Brussels Forum Session: Trust in Information in the Age of AI
Peter Pomerantsev is a senior fellow at the SNF Agora Institute at Johns Hopkins University, where he co-directs the Arena Initiative.
Previously, he was a senior fellow at the London School of Economics and Political Science where he was the director of the Arena Initiative, a research project dedicated to overcoming the challenges of digital-era disinformation and polarization. His book on Russian propaganda, Nothing is True and Everything is Possible, won the 2016 Royal Society of Literature Ondaatje Prize and was nominated for the Samuel Johnson, Guardian First Book, Pushkin House, and Gordon Burns prizes. The work has been translated into over a dozen languages and was dramatized on BBC Radio 4. His new book, This is Not Propaganda, was released in August 2019,. It was a Times Book of the Year and has been shortlisted for the Gordon Burns Prize.

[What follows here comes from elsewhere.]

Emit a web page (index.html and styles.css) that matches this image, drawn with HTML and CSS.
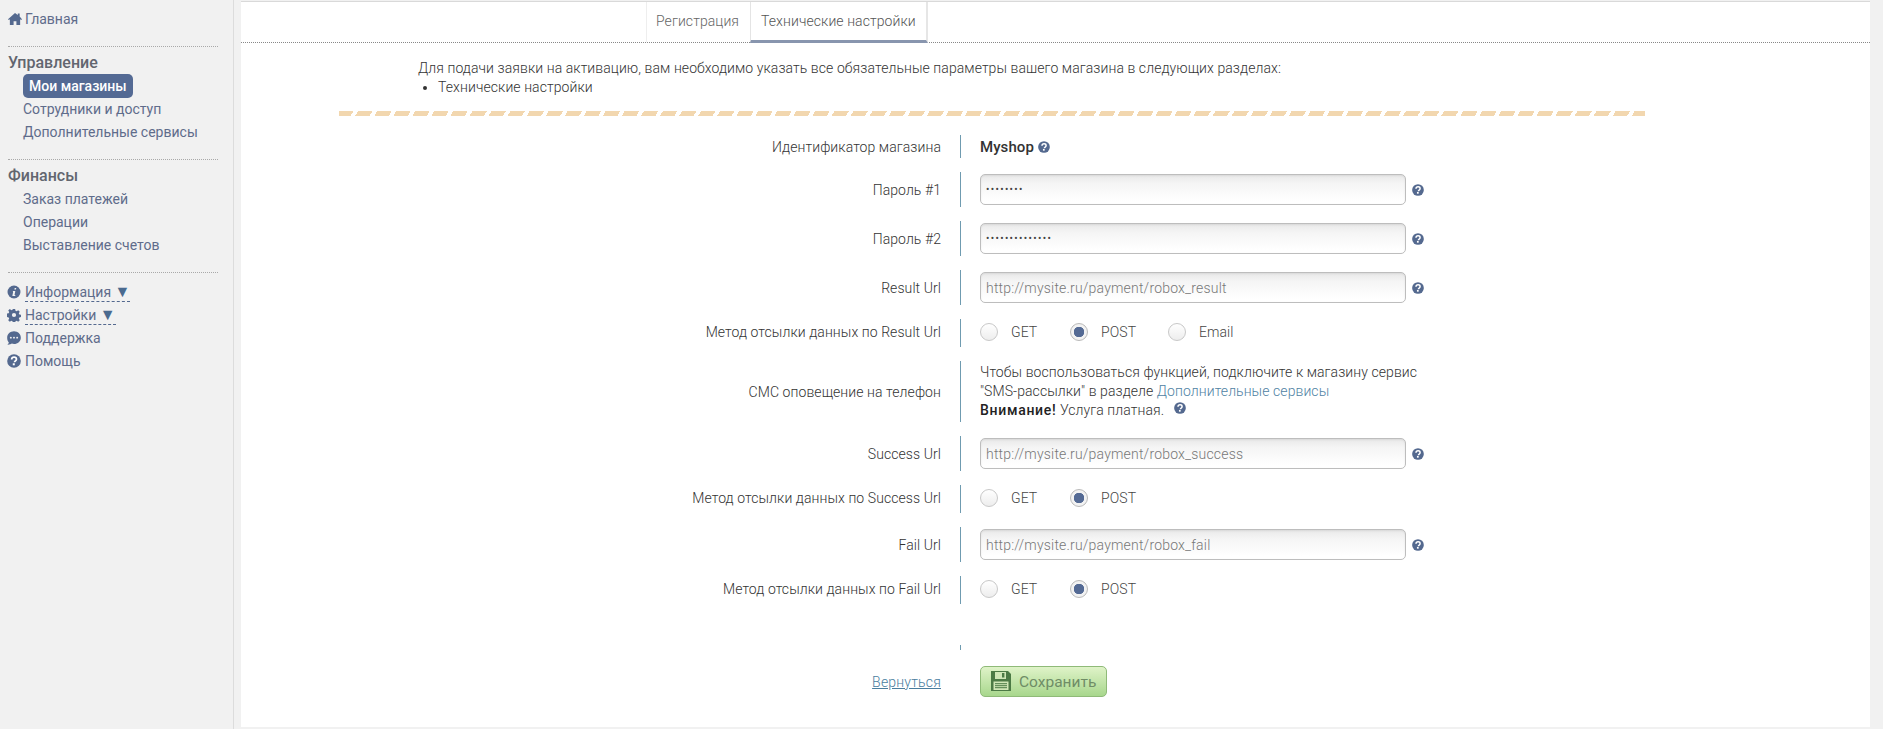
FILE: index.html
```html
<!DOCTYPE html>
<html lang="ru">
<head>
<meta charset="utf-8">
<title>Технические настройки</title>
<link rel="stylesheet" href="styles.css">
</head>
<body>
<svg class="sprite" width="0" height="0" aria-hidden="true">
  <symbol id="q" viewBox="0 0 16 16"><circle cx="8" cy="8" r="7.8" fill="currentColor"/><path d="M5.3 6.3C5.4 4.6 6.6 3.7 8.1 3.700c1.600 0 2.700 1 2.700 2.300 0 1.100-.6 1.600-1.300 2.100-.6.4-.9.7-.9 1.400" fill="none" stroke="#fff" stroke-width="2"/><rect x="6.600" y="10.600" width="2.300" height="2.300" fill="#fff"/></symbol>
</svg>
<div class="page">
  <aside class="sidebar">
    <a class="nav-top" href="#"><svg class="ico" viewBox="0.5 1.500 15 13"><path d="M8 1.500 0.500 8.200l.9 1L2.500 8.300V14.500h4v-4h3v4h4V8.300l1.100.9.900-1L13 5.400V2h-2v1.600z" fill="currentColor"/></svg>Главная</a>
    <div class="sep sep-a"></div>
    <h3>Управление</h3>
    <a class="pill" href="#">Мои магазины</a>
    <a class="sub" href="#">Сотрудники и доступ</a>
    <a class="sub" href="#">Дополнительные сервисы</a>
    <div class="sep sep-b"></div>
    <h3>Финансы</h3>
    <a class="sub sub-first" href="#">Заказ платежей</a>
    <a class="sub" href="#">Операции</a>
    <a class="sub" href="#">Выставление счетов</a>
    <div class="sep sep-c"></div>
    <a class="nav-low" href="#"><svg class="ico" viewBox="0 0 16 16"><circle cx="8" cy="8" r="7.400" fill="currentColor"/><path d="M8.800 3.300h1.800l-.4 1.900H8.400zM6.900 6.800h2.600l-.9 4.500h1l-.3 1.200H6.100l.9-4.500h-.4z" fill="#f1f1f1"/></svg><span class="dash">Информация <b>▼</b></span></a>
    <a class="nav-low" href="#"><svg class="ico" viewBox="0 0 16 16"><path d="M6.700 1h2.600l.4 2 1.300.6 1.800-1.100 1.800 1.800-1.100 1.800.6 1.300 2 .4v2.600l-2 .4-.6 1.300 1.100 1.800-1.800 1.800-1.800-1.100-1.300.6-.4 2H6.700l-.4-2-1.300-.6-1.800 1.100-1.800-1.800 1.100-1.800-.6-1.300-2-.4V6.400l2-.4.600-1.300-1.100-1.800 1.800-1.800L5 2.700l1.300-.6zM8 5.600a2.400 2.400 0 1 0 0 4.800 2.400 2.400 0 0 0 0-4.800z" fill="currentColor" fill-rule="evenodd"/></svg><span class="dash">Настройки <b>▼</b></span></a>
    <a class="nav-low" href="#"><svg class="ico" viewBox="0 0 16 16"><path d="M8 .4c4.300 0 7.800 3.200 7.800 7.200S12.300 14.800 8 14.800c-.9 0-1.700-.1-2.500-.4-1.200.8-2.900 1.300-5 1.200.8-.7 1.400-1.600 1.600-2.600C.9 11.700.2 9.800.2 7.600.2 3.600 3.700.4 8 .4z" fill="currentColor"/><circle cx="4.400" cy="7.600" r="1.100" fill="#f1f1f1"/><circle cx="8" cy="7.600" r="1.100" fill="#f1f1f1"/><circle cx="11.600" cy="7.600" r="1.100" fill="#f1f1f1"/></svg>Поддержка</a>
    <a class="nav-low" href="#"><svg class="ico"><use href="#q"/></svg>Помощь</a>
  </aside>
  <main class="main">
    <nav class="tabs">
      <a class="tab" href="#">Регистрация</a>
      <a class="tab tab-active" href="#">Технические настройки</a>
    </nav>
    <section class="notice">
      <p>Для подачи заявки на активацию, вам необходимо указать все обязательные параметры вашего магазина в следующих разделах:</p>
      <ul><li>Технические настройки</li></ul>
    </section>
    <div class="band"></div>
    <form class="form">
      <div class="row row-id"><label>Идентификатор магазина</label><div class="val val-id"><strong>Myshop</strong><svg class="help help-inline"><use href="#q"/></svg></div></div>
      <div class="row row-input"><label>Пароль #1</label><div class="val"><input class="field pass" type="password" value="12345678"><svg class="help"><use href="#q"/></svg></div></div>
      <div class="row row-input"><label>Пароль #2</label><div class="val"><input class="field pass" type="password" value="12345678901234"><svg class="help"><use href="#q"/></svg></div></div>
      <div class="row row-input"><label>Result Url</label><div class="val"><input class="field" type="text" value="http://mysite.ru/payment/robox_result"><svg class="help"><use href="#q"/></svg></div></div>
      <div class="row row-radio"><label>Метод отсылки данных по Result Url</label><div class="val">
        <span class="opt opt-get"><input type="radio" name="r1">GET</span>
        <span class="opt opt-post"><input type="radio" name="r1" checked>POST</span>
        <span class="opt"><input type="radio" name="r1">Email</span></div></div>
      <div class="row row-sms"><label>СМС оповещение на телефон</label><div class="val val-text">
        <p>Чтобы воспользоваться функцией, подключите к магазину сервис<br>"SMS-рассылки" в разделе <a href="#">Дополнительные сервисы</a><br><strong>Внимание!</strong> Услуга платная. <svg class="help help-sms"><use href="#q"/></svg></p></div></div>
      <div class="row row-input"><label>Success Url</label><div class="val"><input class="field" type="text" value="http://mysite.ru/payment/robox_success"><svg class="help"><use href="#q"/></svg></div></div>
      <div class="row row-radio"><label>Метод отсылки данных по Success Url</label><div class="val">
        <span class="opt opt-get"><input type="radio" name="r2">GET</span>
        <span class="opt opt-post"><input type="radio" name="r2" checked>POST</span></div></div>
      <div class="row row-input"><label>Fail Url</label><div class="val"><input class="field" type="text" value="http://mysite.ru/payment/robox_fail"><svg class="help"><use href="#q"/></svg></div></div>
      <div class="row row-radio"><label>Метод отсылки данных по Fail Url</label><div class="val">
        <span class="opt opt-get"><input type="radio" name="r3">GET</span>
        <span class="opt opt-post"><input type="radio" name="r3" checked>POST</span></div></div>
      <div class="row row-tick"><label></label><div class="val"></div></div>
      <div class="actions">
        <div class="back"><a href="#">Вернуться</a></div>
        <button class="save" type="button"><svg class="disk" viewBox="0 0 20 20"><path d="M0 0h17l3 3v17H0z" fill="#4c7a45"/><rect x="4" y="1" width="11" height="7" fill="#cfe6b6"/><rect x="11" y="2" width="2.400" height="4.500" fill="#4c7a45"/><rect x="2.500" y="10.500" width="15" height="8.500" fill="#cfe6b6"/><path d="M4 12.700h12M4 14.700h12M4 16.700h12" stroke="#4c7a45" stroke-width="1"/></svg>Сохранить</button>
      </div>
    </form>
  </main>
</div>
</body>
</html>
```
FILE: styles.css
```css
* { box-sizing: border-box; }
html, body { margin: 0; height: 100%; }
body { background: #f1f1f1; font-family: Roboto, "Liberation Sans", sans-serif; font-size: 14px; color: #555; overflow: hidden; }
a { text-decoration: none; color: inherit; }
.sprite { position: absolute; }
.page { display: flex; height: 729px; }

.sidebar { width: 234px; height: 729px; flex: none; border-right: 1px solid #dcdcdc; padding: 9px 0 0 8px; color: #5f6c8b; }
.sidebar a { display: block; }
.ico { width: 14px; height: 14px; color: #54698f; flex: none; }
.nav-top { display: flex !important; align-items: center; gap: 3px; height: 19px; }
.sep { width: 210px; border-top: 1px dotted #a9a9a9; }
.sep-a { margin-top: 18px; }
.sep-b { margin-top: 15px; }
.sep-c { margin-top: 15px; }
.sidebar h3 { margin: 5px 0 0; font-size: 16px; line-height: 21px; font-weight: 500; color: #62666f; }
.pill { margin: 1px 0 0 15px; width: 110px; height: 24px; line-height: 24px; padding-left: 6px; border-radius: 5px; background: #546a94; color: #fff; font-weight: 500; }
.sub { margin: 0 0 0 15px; height: 23px; line-height: 23px; }
.sub-first { margin-top: 2px; }
.nav-low { display: flex !important; align-items: center; gap: 4px; height: 23px; margin-left: -1px; }
.sep-c + .nav-low { margin-top: 7px; }
.dash { border-bottom: 1px dashed #54698f; line-height: 17px; height: 18px; margin-top: 2px; }
.dash b { font-size: 16px; line-height: 0; font-weight: 400; color: #4a6a8f; }

.main { width: 1629px; margin: 1px 0 0 7px; height: 726px; background: #fff; border-top: 1px solid #d9d9d9; display: flex; flex-direction: column; font-weight: 300; letter-spacing: .08px; }
.tabs { display: flex; height: 41px; padding-left: 405px; border-bottom: 1px dotted #888; flex: none; }
.tab { height: 40px; line-height: 38px; padding: 0 9px; color: #666; border-left: 1px solid #eee; width: 104px; white-space: nowrap; }
.tab-active { height: 41px; width: 178px; border-left: 1px solid #e4e4e4; border-right: 2px solid #e6e6e6; border-bottom: 3px solid #8895ae; padding-left: 10px; color: #555; }

.notice { padding: 16px 0 0 177px; color: #333; line-height: 19px; }
.notice p { margin: 0; }
.notice ul { margin: 0; padding-left: 20px; }
.band { width: 1306px; height: 5px; margin: 14px 0 0 98px; flex: none; background: repeating-linear-gradient(120deg, #f2d7af 0 12.500px, #fff 12.500px 16.500px); }

.form { display: flex; flex-direction: column; padding-top: 19px; }
.row { display: flex; align-items: center; margin-bottom: 14px; color: #333; }
.row label { width: 700px; text-align: right; flex: none; }
.val { margin-left: 19px; padding-left: 19px; border-left: 1px solid #6f9bb0; display: flex; align-items: center; height: 100%; }
.row-id .val, .row-id { height: 23px; }
.row-input, .row-input .val { height: 35px; }
.row-radio, .row-radio .val { height: 28px; }
.row-radio .val { padding-bottom: 2px; }
.row-radio label { padding-bottom: 2px; }
.row-sms, .row-sms .val { height: 61px; }
.row-tick { height: 5px; margin: 27px 0 16px; }
.row-tick .val { height: 5px; }
.val-id strong { font-weight: 500; color: #333; font-size: 15px; }
.help { width: 12px; height: 12px; color: #54698f; margin-left: 6px; flex: none; }
.help-inline { margin-left: 4px; }
.help-sms { margin: 0 0 0 6px; vertical-align: 1px; }
.field { width: 426px; height: 31px; margin: 0; border: 1px solid #bdbdbd; border-radius: 5px; padding: 0 5px; font: inherit; font-size: 14px; letter-spacing: .19px; color: #777; background: linear-gradient(#e9e9e9, #f5f5f5 30%, #fff 90%); box-shadow: inset 0 1px 2px rgba(0,0,0,.08); outline: 0; }
.pass { font-size: 10px; letter-spacing: 1.350px; color: #444; font-weight: 400; }
.opt { display: inline-flex; align-items: center; gap: 13px; color: #444; }
.opt-get { width: 90px; }
.opt-post { width: 98px; }
.opt input { appearance: none; -webkit-appearance: none; width: 18px; height: 18px; margin: 0; border: 1px solid #c8c8c8; border-radius: 50%; background: linear-gradient(#fff, #ededed); flex: none; }
.opt input:checked { background: radial-gradient(circle, #546a94 0 5px, #f2f2f2 5.500px); border-color: #b9b9b9; }
.val-text p { margin: 0; line-height: 19px; color: #333; }
.val-text a { color: #4f82a3; }
.val-text strong { font-weight: 500; color: #222; letter-spacing: .7px; }

.actions { display: flex; align-items: center; }
.back { width: 700px; margin-right: 39px; text-align: right; }
.back a { color: #4a7d9e; text-decoration: underline; letter-spacing: .2px; }
.save { width: 127px; height: 31px; display: flex; align-items: center; gap: 8px; padding: 0 0 0 10px; border: 1px solid #8fba78; border-radius: 5px; background: linear-gradient(#dff3c8, #a8d78d); color: #6f8d66; font: inherit; font-weight: 400; font-size: 15.500px; letter-spacing: 0; }
.disk { width: 20px; height: 20px; flex: none; margin-top: -2px; }
```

Pomarantsev has testified on the challenges of information war and media development before the US House Foreign Affairs Committee, the US Senate Foreign Relations Committee, and the UK Parliament Defense Select Committee. He was a specialist advisor on the UK Parliamentary Committee on Fake News, and was a member of USC Annenberg’s Transatlantic Working Group on Internet Content Moderation and Freedom of Expression. He is a columnist at The American Interest, and writes for publications including the New York Times, Granta, and The Atlantic. From 2002 to 2014, Pomarantsev was a television producer on documentaries and factual entertainment programs for major networks including the Discovery Channel and the BBC. He continues to present and write radio documentaries for BBC Radio 4, most recently on disinformation about climate change.
Pomarantsev is frequently asked to host policy seminars at NATO, the EU, the UK Foreign, Commonwealth & Development Office, the German Federal Foreign Office, and the US Department of State, as well as at numerous public events. He has helped write in-depth policy recommendations on counterpropaganda and media diversity for both national governments and NGOs, including the UK FCDO’s strategic communication policies for Russia and the western Balkans. He has led seminars and given talks on the subject of propaganda and media at universities including Oxford, Cambridge, Harvard, Columbia, and Princeton. He has been a fellow of the Institute for Human Sciences, Vienna.